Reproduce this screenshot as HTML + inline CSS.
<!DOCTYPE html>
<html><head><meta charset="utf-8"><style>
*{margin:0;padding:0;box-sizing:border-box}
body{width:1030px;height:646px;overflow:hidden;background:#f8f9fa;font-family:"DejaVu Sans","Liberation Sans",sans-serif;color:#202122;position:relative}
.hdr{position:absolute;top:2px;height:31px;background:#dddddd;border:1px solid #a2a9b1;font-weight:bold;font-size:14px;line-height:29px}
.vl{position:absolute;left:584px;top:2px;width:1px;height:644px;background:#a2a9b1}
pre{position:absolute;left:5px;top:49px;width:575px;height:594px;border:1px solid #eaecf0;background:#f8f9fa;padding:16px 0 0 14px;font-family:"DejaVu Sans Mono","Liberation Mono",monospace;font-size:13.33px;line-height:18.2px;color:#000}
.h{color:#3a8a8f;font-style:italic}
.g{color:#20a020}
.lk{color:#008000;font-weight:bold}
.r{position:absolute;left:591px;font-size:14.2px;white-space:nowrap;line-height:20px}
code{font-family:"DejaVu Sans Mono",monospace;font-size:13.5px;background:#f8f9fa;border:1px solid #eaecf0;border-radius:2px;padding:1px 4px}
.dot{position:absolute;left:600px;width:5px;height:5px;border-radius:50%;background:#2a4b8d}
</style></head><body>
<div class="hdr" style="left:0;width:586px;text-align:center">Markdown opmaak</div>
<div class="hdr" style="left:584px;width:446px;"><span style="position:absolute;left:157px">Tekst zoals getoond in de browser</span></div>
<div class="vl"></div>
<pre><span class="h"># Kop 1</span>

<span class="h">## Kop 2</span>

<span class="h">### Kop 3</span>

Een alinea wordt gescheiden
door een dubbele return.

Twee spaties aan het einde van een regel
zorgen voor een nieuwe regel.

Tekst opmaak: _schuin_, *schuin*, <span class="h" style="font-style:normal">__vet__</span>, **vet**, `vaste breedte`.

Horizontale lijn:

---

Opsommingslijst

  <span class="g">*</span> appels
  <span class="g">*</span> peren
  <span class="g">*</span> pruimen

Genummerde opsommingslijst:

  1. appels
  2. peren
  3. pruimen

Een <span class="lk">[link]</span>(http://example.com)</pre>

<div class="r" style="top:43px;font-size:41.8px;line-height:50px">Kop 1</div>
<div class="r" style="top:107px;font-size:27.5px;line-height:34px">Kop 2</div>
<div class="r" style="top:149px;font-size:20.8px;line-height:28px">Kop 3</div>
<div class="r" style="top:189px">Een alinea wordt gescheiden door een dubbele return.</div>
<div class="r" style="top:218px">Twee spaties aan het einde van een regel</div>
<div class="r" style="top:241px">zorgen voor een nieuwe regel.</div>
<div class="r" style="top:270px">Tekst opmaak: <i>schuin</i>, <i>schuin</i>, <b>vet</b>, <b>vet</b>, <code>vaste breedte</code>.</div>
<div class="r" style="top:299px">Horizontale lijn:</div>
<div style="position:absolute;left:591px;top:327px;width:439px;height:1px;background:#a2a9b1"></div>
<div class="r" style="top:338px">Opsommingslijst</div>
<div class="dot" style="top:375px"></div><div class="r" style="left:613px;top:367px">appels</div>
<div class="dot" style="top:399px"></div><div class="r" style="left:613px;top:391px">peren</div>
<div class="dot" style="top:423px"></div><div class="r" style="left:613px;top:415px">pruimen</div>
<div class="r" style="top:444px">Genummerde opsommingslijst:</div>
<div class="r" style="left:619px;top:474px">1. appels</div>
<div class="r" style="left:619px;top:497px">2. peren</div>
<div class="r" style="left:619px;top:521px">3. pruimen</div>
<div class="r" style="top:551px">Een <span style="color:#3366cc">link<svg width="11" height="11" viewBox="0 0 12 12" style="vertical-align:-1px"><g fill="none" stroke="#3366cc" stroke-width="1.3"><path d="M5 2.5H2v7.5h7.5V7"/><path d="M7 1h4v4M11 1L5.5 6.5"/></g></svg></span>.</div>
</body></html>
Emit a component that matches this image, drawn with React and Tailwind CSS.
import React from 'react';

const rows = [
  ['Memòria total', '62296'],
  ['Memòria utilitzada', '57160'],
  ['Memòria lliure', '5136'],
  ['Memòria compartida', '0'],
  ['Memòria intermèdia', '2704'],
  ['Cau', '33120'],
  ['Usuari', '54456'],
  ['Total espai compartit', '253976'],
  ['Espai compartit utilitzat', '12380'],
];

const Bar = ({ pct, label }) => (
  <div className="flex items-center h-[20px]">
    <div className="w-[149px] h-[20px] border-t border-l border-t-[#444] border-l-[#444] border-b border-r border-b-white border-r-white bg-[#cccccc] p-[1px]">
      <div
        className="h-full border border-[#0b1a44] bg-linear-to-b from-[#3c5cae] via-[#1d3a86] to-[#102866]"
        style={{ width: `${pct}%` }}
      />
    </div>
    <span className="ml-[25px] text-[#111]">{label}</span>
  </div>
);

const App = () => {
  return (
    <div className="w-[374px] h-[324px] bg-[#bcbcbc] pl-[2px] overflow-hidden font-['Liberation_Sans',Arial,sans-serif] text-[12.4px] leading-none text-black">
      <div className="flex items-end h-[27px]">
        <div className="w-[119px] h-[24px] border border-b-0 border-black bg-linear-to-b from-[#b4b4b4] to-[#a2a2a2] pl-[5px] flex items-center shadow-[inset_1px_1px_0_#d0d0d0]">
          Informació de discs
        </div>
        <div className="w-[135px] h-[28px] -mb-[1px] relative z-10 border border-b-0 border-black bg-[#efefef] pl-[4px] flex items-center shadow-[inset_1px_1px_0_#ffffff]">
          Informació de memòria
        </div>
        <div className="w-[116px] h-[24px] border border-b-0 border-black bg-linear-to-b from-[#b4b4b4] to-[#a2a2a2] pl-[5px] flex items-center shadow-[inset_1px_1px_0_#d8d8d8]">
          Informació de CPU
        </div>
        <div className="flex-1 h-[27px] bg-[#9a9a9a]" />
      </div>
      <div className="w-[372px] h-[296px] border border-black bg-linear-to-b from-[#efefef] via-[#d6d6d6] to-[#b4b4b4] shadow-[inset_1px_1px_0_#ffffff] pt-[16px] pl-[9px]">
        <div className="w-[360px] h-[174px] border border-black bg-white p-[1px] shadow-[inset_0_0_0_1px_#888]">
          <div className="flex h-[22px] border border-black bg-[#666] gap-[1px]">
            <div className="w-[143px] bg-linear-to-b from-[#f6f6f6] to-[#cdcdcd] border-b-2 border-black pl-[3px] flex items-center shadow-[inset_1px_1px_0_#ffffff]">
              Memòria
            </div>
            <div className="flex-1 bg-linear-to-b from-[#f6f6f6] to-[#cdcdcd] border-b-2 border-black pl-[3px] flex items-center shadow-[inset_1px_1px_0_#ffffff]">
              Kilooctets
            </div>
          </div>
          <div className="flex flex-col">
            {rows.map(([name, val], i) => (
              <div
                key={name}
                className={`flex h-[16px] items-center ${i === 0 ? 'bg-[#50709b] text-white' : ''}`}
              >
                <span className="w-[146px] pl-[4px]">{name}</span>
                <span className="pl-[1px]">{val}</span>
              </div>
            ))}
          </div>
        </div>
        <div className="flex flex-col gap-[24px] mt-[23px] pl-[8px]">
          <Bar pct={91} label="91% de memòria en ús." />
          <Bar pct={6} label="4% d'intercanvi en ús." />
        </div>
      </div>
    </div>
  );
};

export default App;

---+---

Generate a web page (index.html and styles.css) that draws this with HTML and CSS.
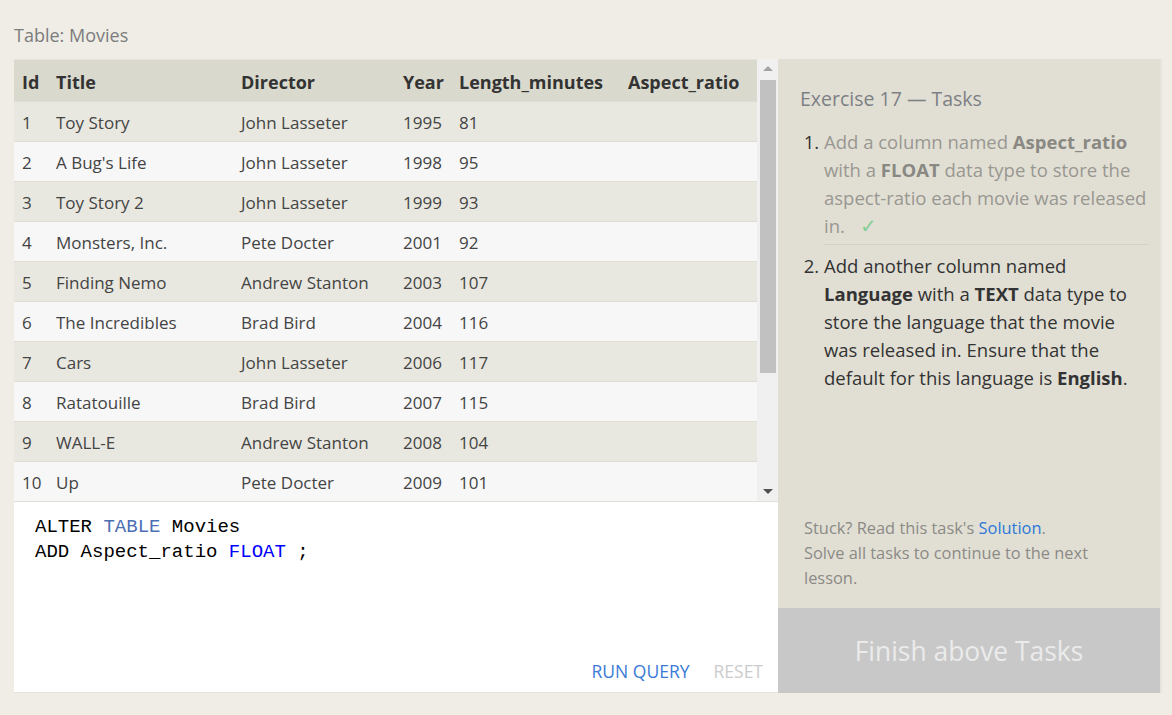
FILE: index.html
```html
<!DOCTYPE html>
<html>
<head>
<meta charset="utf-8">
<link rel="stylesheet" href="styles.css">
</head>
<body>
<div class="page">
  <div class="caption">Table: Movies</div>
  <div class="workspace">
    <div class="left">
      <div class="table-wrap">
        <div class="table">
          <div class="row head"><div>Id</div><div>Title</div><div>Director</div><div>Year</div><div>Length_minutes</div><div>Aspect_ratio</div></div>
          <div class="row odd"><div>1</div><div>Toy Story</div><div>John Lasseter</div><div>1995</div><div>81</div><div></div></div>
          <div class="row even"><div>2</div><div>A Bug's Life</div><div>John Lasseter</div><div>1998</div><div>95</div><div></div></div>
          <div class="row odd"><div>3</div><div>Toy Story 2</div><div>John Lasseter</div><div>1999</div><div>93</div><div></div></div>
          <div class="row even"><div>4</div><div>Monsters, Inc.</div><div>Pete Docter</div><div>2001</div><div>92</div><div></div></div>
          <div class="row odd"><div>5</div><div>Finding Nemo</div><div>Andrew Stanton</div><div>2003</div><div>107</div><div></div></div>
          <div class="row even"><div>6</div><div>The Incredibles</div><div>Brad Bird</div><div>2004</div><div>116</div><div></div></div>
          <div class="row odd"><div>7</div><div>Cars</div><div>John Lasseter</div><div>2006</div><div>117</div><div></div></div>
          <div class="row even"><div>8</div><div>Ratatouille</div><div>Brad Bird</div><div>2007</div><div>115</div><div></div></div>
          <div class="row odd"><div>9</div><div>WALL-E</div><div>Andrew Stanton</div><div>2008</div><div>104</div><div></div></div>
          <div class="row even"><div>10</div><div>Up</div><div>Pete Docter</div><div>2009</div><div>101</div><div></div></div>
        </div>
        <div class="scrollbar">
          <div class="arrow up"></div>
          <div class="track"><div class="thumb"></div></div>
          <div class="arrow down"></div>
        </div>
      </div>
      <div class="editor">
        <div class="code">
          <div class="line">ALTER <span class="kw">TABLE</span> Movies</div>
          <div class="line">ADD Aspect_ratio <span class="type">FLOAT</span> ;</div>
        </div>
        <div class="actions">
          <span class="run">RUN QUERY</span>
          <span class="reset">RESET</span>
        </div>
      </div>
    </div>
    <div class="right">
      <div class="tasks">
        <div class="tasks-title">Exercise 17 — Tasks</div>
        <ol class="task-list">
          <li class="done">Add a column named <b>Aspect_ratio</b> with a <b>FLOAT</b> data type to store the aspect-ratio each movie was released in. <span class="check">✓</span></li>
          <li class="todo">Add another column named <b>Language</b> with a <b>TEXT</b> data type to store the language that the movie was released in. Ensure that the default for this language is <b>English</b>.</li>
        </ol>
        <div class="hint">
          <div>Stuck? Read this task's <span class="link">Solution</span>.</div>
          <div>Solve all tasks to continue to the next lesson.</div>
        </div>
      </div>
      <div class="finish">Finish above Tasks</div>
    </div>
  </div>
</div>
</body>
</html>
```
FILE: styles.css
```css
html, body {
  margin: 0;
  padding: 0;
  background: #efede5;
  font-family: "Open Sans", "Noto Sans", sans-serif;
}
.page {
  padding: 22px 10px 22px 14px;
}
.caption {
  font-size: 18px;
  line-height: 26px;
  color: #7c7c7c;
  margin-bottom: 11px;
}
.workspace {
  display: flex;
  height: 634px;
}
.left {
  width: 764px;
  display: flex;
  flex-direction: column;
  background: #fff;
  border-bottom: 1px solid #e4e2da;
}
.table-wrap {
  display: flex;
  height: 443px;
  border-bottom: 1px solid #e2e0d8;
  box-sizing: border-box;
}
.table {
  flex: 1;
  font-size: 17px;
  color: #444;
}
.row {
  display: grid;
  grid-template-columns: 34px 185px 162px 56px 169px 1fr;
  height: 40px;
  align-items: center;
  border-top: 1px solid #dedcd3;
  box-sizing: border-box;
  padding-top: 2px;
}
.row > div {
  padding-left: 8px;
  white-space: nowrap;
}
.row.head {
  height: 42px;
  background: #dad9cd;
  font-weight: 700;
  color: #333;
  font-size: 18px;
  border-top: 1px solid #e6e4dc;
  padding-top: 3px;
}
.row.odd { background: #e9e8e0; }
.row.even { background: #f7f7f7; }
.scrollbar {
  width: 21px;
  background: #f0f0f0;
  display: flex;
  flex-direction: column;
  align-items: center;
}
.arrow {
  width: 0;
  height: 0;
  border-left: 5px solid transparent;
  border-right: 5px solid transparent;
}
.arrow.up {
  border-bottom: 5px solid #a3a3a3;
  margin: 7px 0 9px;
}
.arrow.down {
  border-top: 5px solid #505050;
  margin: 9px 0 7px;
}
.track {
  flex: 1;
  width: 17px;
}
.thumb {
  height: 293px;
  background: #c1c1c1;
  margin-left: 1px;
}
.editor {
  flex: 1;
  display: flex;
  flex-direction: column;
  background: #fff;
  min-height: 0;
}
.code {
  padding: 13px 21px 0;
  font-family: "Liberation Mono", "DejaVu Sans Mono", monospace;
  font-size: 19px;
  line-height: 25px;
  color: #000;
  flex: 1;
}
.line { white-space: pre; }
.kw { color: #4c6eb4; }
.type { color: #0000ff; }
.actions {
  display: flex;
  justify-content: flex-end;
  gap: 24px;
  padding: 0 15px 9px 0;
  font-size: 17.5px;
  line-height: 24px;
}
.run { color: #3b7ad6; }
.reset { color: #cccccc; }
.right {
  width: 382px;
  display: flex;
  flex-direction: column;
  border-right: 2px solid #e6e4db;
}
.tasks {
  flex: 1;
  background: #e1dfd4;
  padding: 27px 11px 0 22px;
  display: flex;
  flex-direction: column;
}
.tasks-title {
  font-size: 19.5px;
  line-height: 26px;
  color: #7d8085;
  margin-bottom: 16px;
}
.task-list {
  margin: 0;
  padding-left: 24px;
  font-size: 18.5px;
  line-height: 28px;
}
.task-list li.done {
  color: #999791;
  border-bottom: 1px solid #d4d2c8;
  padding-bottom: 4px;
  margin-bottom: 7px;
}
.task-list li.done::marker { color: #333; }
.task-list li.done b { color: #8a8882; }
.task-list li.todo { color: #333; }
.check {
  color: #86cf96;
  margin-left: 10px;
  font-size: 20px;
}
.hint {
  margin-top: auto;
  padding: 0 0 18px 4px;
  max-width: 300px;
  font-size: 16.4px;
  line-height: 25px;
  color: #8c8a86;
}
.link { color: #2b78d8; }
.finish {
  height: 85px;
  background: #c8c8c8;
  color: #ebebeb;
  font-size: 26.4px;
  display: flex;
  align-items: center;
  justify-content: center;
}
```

---+---

## TO BE DONE
Select and copy each line from the data that includes the word "page".

## EXERCISE SOLUTION
Generate a web page (index.html and styles.css) that draws this with HTML and CSS.
<div class="page">
.page {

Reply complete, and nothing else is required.